WHAT IS EXPECTED
The data below should be restated word for word, with every picture omitted.

###

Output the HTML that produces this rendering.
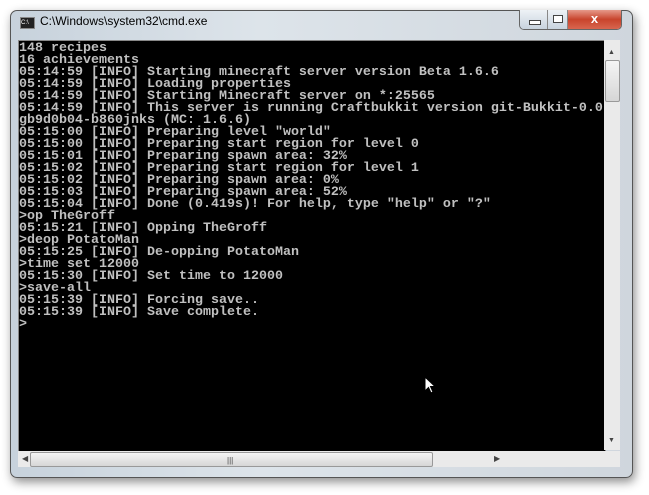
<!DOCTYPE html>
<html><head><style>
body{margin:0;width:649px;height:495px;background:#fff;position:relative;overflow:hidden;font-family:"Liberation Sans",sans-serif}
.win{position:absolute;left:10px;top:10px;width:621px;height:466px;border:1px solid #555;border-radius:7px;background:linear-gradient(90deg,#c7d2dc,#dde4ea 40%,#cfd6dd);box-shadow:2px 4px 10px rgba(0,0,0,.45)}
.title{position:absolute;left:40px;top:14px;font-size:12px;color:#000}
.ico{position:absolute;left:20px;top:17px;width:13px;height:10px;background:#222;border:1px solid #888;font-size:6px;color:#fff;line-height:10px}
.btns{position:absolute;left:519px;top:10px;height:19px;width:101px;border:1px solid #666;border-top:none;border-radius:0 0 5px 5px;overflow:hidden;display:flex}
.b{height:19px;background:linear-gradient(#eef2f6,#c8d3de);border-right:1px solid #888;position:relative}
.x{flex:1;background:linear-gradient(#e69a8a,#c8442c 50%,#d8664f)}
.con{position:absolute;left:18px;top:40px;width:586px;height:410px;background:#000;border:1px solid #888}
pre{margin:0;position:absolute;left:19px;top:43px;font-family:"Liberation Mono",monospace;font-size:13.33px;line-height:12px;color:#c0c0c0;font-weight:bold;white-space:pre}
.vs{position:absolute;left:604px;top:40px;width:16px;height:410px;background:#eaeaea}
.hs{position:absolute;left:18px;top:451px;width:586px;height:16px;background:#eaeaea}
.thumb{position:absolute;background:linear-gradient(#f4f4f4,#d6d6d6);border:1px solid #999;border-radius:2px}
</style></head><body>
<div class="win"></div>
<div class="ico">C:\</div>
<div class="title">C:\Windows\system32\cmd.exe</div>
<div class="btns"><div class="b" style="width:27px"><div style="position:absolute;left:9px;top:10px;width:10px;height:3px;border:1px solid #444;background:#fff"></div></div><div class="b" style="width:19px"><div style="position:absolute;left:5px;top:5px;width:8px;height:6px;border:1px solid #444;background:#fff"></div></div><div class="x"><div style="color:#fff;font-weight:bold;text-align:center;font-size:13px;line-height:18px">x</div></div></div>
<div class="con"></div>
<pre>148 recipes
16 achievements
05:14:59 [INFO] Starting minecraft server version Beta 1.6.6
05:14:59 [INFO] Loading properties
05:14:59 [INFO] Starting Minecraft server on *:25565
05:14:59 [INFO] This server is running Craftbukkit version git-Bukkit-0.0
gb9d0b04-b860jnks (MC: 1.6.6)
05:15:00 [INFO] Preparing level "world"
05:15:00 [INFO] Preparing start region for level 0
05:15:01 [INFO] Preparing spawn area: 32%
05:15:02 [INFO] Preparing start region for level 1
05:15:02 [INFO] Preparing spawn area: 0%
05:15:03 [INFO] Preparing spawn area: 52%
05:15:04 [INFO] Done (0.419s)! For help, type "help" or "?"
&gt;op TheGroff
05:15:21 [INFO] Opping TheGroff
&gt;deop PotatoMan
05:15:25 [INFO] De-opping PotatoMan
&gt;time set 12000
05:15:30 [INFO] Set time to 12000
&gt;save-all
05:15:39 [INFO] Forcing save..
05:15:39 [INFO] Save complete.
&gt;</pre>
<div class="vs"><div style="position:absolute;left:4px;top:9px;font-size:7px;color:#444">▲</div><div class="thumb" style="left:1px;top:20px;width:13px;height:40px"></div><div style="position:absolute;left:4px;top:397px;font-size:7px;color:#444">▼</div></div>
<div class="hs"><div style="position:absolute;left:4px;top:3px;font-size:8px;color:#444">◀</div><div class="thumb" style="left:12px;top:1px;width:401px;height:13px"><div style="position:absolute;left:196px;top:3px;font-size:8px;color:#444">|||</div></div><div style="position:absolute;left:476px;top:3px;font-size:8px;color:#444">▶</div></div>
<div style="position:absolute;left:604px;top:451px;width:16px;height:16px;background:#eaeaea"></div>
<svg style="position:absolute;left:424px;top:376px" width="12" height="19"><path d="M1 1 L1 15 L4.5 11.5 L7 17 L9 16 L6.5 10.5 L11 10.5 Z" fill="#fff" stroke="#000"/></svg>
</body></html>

###

TASK OUTPUT
Output the HTML that produces this rendering.
<!DOCTYPE html>
<html><head><style>
body{margin:0;width:649px;height:495px;background:#fff;position:relative;overflow:hidden;font-family:"Liberation Sans",sans-serif}
.win{position:absolute;left:10px;top:10px;width:621px;height:466px;border:1px solid #555;border-radius:7px;background:linear-gradient(90deg,#c7d2dc,#dde4ea 40%,#cfd6dd);box-shadow:2px 4px 10px rgba(0,0,0,.45)}
.title{position:absolute;left:40px;top:14px;font-size:12px;color:#000}
.ico{position:absolute;left:20px;top:17px;width:13px;height:10px;background:#222;border:1px solid #888;font-size:6px;color:#fff;line-height:10px}
.btns{position:absolute;left:519px;top:10px;height:19px;width:101px;border:1px solid #666;border-top:none;border-radius:0 0 5px 5px;overflow:hidden;display:flex}
.b{height:19px;background:linear-gradient(#eef2f6,#c8d3de);border-right:1px solid #888;position:relative}
.x{flex:1;background:linear-gradient(#e69a8a,#c8442c 50%,#d8664f)}
.con{position:absolute;left:18px;top:40px;width:586px;height:410px;background:#000;border:1px solid #888}
pre{margin:0;position:absolute;left:19px;top:43px;font-family:"Liberation Mono",monospace;font-size:13.33px;line-height:12px;color:#c0c0c0;font-weight:bold;white-space:pre}
.vs{position:absolute;left:604px;top:40px;width:16px;height:410px;background:#eaeaea}
.hs{position:absolute;left:18px;top:451px;width:586px;height:16px;background:#eaeaea}
.thumb{position:absolute;background:linear-gradient(#f4f4f4,#d6d6d6);border:1px solid #999;border-radius:2px}
</style></head><body>
<div class="win"></div>
<div class="ico">C:\</div>
<div class="title">C:\Windows\system32\cmd.exe</div>
<div class="btns"><div class="b" style="width:27px"><div style="position:absolute;left:9px;top:10px;width:10px;height:3px;border:1px solid #444;background:#fff"></div></div><div class="b" style="width:19px"><div style="position:absolute;left:5px;top:5px;width:8px;height:6px;border:1px solid #444;background:#fff"></div></div><div class="x"><div style="color:#fff;font-weight:bold;text-align:center;font-size:13px;line-height:18px">x</div></div></div>
<div class="con"></div>
<pre>148 recipes
16 achievements
05:14:59 [INFO] Starting minecraft server version Beta 1.6.6
05:14:59 [INFO] Loading properties
05:14:59 [INFO] Starting Minecraft server on *:25565
05:14:59 [INFO] This server is running Craftbukkit version git-Bukkit-0.0
gb9d0b04-b860jnks (MC: 1.6.6)
05:15:00 [INFO] Preparing level "world"
05:15:00 [INFO] Preparing start region for level 0
05:15:01 [INFO] Preparing spawn area: 32%
05:15:02 [INFO] Preparing start region for level 1
05:15:02 [INFO] Preparing spawn area: 0%
05:15:03 [INFO] Preparing spawn area: 52%
05:15:04 [INFO] Done (0.419s)! For help, type "help" or "?"
&gt;op TheGroff
05:15:21 [INFO] Opping TheGroff
&gt;deop PotatoMan
05:15:25 [INFO] De-opping PotatoMan
&gt;time set 12000
05:15:30 [INFO] Set time to 12000
&gt;save-all
05:15:39 [INFO] Forcing save..
05:15:39 [INFO] Save complete.
&gt;</pre>
<div class="vs"><div style="position:absolute;left:4px;top:9px;font-size:7px;color:#444">▲</div><div class="thumb" style="left:1px;top:20px;width:13px;height:40px"></div><div style="position:absolute;left:4px;top:397px;font-size:7px;color:#444">▼</div></div>
<div class="hs"><div style="position:absolute;left:4px;top:3px;font-size:8px;color:#444">◀</div><div class="thumb" style="left:12px;top:1px;width:401px;height:13px"><div style="position:absolute;left:196px;top:3px;font-size:8px;color:#444">|||</div></div><div style="position:absolute;left:476px;top:3px;font-size:8px;color:#444">▶</div></div>
<div style="position:absolute;left:604px;top:451px;width:16px;height:16px;background:#eaeaea"></div>
<svg style="position:absolute;left:424px;top:376px" width="12" height="19"><path d="M1 1 L1 15 L4.5 11.5 L7 17 L9 16 L6.5 10.5 L11 10.5 Z" fill="#fff" stroke="#000"/></svg>
</body></html>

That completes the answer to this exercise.